Timing helps too. Introduce the bed during a naturally sleepy period, not right when your dog is revved up or scared. Once they start using it, keep the experience positive and consistent. If the bed always appears during stressful events only, some dogs may associate it with the scary thing instead of the relief after.

A note on washability and real life

Calming products need to survive actual dogs. Not catalog dogs. Real dogs with damp paws, mystery crumbs, stress shedding, and the occasional dramatic stomach issue.

That is why easy-care materials matter. A medium dog calming bed should feel plush and inviting, but it also needs to handle repeat washing without losing shape or becoming lumpy. If you are investing in a premium comfort product, it should hold up to daily nesting, digging, and the usual chaos of family life.

Brands that specialize in anxiety support often get this balance right because they understand the bed is not just decor. It is part of your dog’s wellness routine. Oodle-Doo, for example, builds calming burrow-style beds around that exact idea - cozy den comfort for anxious small to medium pups, with practical materials that fit life outside the product photo.

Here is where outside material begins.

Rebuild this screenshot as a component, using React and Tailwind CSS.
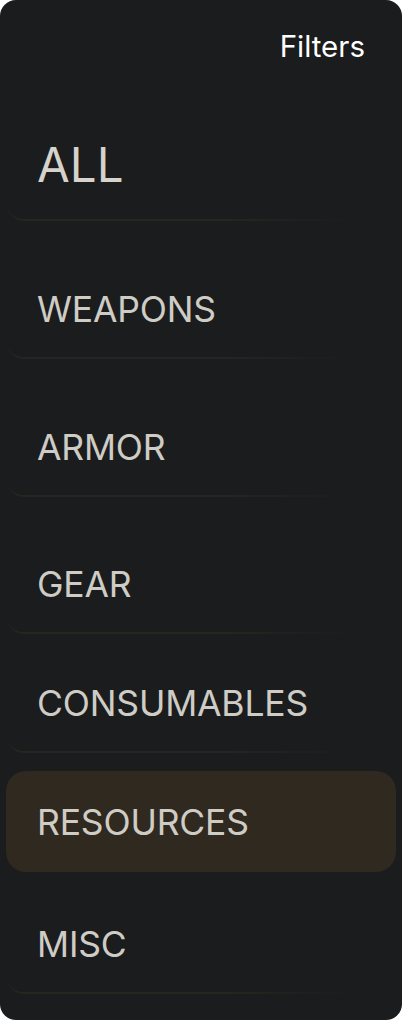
import React from "react";

const items = [
  { label: "WEAPONS", mt: "mt-[37px]", active: false },
  { label: "ARMOR", mt: "mt-[37px]", active: false },
  { label: "GEAR", mt: "mt-[36px]", active: false },
  { label: "CONSUMABLES", mt: "mt-[18px]", active: false },
  { label: "RESOURCES", mt: "mt-[18px]", active: true },
  { label: "MISC", mt: "mt-[21px]", active: false },
];

const lineCls =
  "after:content-[''] after:absolute after:inset-0 after:pointer-events-none after:rounded-bl-[18px] after:border-b-2 after:border-[#25261f] after:[mask-image:linear-gradient(to_right,black_58%,transparent_92%)]";

export default function App() {
  return (
    <div
      className="w-[402px] h-[1020px] bg-[#1a1c1e] rounded-2xl overflow-hidden flex flex-col"
      style={{ fontFamily: "Inter, 'Noto Sans', sans-serif" }}
    >
      <div className="flex justify-end pr-[37px] pt-[32px]">
        <span className="text-[29.5px] leading-[29px] text-white">Filters</span>
      </div>
      <div className={`relative mx-[6px] mt-[45px] pl-[31px] pt-[34px] pb-[32px] ${lineCls}`}>
        <span className="block text-[47.5px] leading-[49px] text-[#d6d2cc]">ALL</span>
      </div>
      {items.map((it) => (
        <div
          key={it.label}
          className={`relative mx-[6px] ${it.mt} pl-[31px] pt-[34px] pb-[31px] rounded-[20px] ${
            it.active ? "bg-[#2f2920]" : lineCls
          }`}
        >
          <span className="block text-[35.5px] leading-[36px] tracking-[-0.005em] text-[#cfccc5]">{it.label}</span>
        </div>
      ))}
    </div>
  );
}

Is a medium dog calming bed worth it?

If your dog is calm, flexible, and happy to sleep anywhere, maybe not. A basic bed might do the job perfectly well. But if your dog startles easily, follows you from room to room, hides under blankets, or struggles to settle, the right bed can make a noticeable difference.

Not because it solves every anxiety issue overnight, but because it supports your dog’s nervous system in a simple, everyday way. It offers softness, enclosure, warmth, and predictability - all the little cues that tell a worried pup the monsters are off the clock.

Sometimes comfort is not complicated. Sometimes it looks like a medium-sized dog disappearing into a cozy burrow, sighing once, and deciding the world can wait until after the nap.